Potential for Full Rides Up North?

Maybe University of Illinois at Chicago (UIC)? When I visited, they seemed to give out substantial merit aid through their honors college, although a full ride or a full tuition scholarship would be very tough for anyone to get.

How about University of Minnesota? Located in Minneapolis. Cost of attendance for OOS is about $40,000 a year…which isn’t all that bad for OOS. I don’t know about aid potential for you.

Minneapolis has a lot of large business headquarters…and is a hub for young people in the upper Midwest.

@helppleasepharm UIC doesn’t give out substantial merit, at least to instate. They do give some through honors college but not a substantial amount? They’re limited, some may even partly need based

^ UIC is a commuter university with very little merit money in a state with so many financial struggles it almost didn’t pay it’s resident students the scholarships they were awarded.

@rinneteresting
It sounds like a full tuition scholarship would be ok (ie., Your parents have to pay for room and board plus books).
What’s your EFC? Or your parents’ income?
Where you should apply will depend on your test scores and your parents’ income.

Pitt if you can get a 35-36 on the act. 32-33 will likely get you full tuition at Temple and Montana State. 33-34 gets you a lot of money at U Minnesota twin cities, Indiana Bloomington, and tOSU. It makes you competitive for admission with merit at Northeastern. Same thing at Ohio University and Miami Ohio.
Your 32 will likely yield merit but you’d need additional need based aid (income based ie if your family makes 150k or less) at the CTCL colleges. (.org website).
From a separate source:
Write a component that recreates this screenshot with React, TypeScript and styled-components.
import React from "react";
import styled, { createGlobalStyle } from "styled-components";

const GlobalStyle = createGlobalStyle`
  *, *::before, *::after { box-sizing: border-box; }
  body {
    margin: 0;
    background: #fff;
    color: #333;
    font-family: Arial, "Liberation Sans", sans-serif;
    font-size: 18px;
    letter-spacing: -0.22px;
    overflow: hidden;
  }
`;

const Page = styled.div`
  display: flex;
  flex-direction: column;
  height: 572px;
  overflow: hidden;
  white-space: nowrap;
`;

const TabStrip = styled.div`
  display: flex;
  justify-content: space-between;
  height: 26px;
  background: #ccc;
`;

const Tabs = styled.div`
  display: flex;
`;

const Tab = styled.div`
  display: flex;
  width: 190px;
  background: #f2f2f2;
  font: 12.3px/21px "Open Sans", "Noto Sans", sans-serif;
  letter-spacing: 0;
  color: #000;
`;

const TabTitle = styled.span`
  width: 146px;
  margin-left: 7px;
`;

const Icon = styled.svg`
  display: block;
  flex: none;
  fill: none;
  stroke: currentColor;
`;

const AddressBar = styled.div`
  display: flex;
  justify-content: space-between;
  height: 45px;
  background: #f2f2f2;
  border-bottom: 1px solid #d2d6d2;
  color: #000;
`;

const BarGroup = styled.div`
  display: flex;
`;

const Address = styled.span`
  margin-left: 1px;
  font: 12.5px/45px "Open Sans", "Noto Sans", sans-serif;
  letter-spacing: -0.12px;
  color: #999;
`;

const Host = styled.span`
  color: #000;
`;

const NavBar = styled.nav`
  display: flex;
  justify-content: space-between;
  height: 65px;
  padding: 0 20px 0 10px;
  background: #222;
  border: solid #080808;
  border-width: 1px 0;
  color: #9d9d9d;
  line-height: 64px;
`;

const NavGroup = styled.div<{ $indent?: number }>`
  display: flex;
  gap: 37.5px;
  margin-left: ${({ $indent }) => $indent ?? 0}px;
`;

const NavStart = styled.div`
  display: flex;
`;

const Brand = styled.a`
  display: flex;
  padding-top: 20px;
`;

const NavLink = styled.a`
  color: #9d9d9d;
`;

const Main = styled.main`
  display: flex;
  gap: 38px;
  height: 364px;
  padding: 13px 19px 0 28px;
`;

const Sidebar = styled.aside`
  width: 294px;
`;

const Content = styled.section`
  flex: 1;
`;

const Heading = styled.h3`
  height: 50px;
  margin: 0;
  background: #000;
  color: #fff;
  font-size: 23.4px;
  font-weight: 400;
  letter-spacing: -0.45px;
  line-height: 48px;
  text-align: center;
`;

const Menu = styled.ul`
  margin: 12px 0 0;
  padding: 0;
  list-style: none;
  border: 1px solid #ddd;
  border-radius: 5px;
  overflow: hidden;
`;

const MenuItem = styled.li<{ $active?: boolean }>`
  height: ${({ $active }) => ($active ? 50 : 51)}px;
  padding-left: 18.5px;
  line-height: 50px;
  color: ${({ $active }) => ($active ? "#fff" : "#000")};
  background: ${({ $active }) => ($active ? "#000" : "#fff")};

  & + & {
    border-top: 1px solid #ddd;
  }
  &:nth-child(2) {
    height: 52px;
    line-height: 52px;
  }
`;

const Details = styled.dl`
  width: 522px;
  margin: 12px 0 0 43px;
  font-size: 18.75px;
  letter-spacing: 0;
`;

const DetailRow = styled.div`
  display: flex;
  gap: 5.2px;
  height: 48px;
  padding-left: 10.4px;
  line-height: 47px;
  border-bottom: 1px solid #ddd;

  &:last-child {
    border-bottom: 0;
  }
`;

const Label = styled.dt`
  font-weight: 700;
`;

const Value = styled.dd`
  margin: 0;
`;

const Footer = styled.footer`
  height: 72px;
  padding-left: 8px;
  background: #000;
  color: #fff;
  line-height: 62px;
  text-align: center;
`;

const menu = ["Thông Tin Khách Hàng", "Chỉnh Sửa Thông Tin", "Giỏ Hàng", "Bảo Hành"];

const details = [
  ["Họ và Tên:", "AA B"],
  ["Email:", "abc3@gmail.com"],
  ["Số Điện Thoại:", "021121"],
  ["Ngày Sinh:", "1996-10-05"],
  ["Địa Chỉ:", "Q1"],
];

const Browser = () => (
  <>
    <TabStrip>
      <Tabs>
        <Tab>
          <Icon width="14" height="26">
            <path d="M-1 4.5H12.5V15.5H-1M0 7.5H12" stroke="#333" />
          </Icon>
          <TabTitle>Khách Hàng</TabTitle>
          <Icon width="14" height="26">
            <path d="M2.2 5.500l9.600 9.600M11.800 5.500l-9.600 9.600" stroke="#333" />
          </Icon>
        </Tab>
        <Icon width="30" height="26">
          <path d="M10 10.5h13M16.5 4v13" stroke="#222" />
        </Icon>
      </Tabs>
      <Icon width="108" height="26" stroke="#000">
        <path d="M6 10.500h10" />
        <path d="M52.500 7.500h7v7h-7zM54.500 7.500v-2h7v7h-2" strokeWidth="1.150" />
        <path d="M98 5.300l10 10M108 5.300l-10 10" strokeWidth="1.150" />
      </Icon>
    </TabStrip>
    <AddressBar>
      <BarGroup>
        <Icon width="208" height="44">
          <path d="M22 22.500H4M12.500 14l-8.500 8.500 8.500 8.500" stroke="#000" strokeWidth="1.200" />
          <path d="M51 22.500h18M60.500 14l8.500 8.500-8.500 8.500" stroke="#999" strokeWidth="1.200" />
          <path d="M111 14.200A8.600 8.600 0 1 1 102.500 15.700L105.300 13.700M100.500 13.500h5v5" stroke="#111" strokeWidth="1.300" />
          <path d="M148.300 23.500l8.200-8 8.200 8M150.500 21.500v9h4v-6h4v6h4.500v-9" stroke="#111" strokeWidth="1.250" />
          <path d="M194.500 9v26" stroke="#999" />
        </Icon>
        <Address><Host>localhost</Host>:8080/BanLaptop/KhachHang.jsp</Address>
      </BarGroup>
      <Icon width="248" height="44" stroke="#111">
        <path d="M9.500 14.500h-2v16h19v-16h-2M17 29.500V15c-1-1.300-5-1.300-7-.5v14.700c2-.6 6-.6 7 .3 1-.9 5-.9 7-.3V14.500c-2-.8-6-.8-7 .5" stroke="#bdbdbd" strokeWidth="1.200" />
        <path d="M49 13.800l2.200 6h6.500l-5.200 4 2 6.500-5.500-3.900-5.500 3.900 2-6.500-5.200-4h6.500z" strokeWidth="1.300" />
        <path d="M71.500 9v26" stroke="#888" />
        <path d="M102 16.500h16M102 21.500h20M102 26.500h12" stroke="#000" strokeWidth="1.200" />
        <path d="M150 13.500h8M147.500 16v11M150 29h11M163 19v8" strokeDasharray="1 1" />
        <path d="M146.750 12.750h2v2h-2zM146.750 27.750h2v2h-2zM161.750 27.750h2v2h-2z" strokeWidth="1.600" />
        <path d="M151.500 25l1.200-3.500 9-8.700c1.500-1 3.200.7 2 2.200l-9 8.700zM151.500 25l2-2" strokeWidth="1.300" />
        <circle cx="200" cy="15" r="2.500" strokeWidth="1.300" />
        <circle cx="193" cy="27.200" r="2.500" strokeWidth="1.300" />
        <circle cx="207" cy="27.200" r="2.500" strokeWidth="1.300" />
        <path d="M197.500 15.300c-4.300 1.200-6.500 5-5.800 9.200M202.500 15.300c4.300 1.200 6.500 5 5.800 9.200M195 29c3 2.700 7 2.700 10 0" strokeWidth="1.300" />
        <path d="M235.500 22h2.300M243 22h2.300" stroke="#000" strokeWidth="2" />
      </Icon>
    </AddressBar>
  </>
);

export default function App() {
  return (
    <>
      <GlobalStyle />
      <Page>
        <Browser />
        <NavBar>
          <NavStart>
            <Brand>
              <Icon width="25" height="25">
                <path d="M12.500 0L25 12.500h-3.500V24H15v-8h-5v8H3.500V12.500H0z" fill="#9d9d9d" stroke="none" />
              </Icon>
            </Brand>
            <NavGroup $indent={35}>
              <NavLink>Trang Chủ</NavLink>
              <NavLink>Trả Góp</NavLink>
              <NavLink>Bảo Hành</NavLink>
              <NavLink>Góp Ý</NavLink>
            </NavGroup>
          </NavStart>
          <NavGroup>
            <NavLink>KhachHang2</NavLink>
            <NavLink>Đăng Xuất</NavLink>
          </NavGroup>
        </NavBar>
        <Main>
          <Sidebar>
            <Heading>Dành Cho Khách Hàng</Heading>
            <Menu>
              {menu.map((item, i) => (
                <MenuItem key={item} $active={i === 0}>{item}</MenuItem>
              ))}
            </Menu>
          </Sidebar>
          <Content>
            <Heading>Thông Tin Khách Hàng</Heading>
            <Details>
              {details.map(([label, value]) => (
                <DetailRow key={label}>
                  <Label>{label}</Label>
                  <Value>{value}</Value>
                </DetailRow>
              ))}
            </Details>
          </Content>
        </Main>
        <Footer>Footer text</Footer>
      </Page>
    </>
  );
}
Whitman, stOlaf, Reed, Wheaton MA, Beloit, Lawrence, Earlham, are all good. The list you got in #12 is quite good.
If you try to move out of state not quite in the North you can try Honors College at UKentucky which is revamping its program, ASU Barrett. UNC Asheville and Appalachian State will have snow.

To clarify, to get free tuition, not a free ride, to University of Pittsburg, you usually have to apply early, be the top 2% of your class as well. And it is not guaranteed

Really, your goal should be to find something Low cost, no loans.
A school that Med schools of heard of and where you get the best grades and likely there are enough other Premeds that there is an adequate Premed advising group and Premed honor societies…like AED…Alpha epsilon Delta

Not sure this matters so much as long as it’s not one of the for profit colleges OR a college in another country. Medical school admissions folks don’t need to have first hand knowledge of your college…but it can’t be some fly by night place.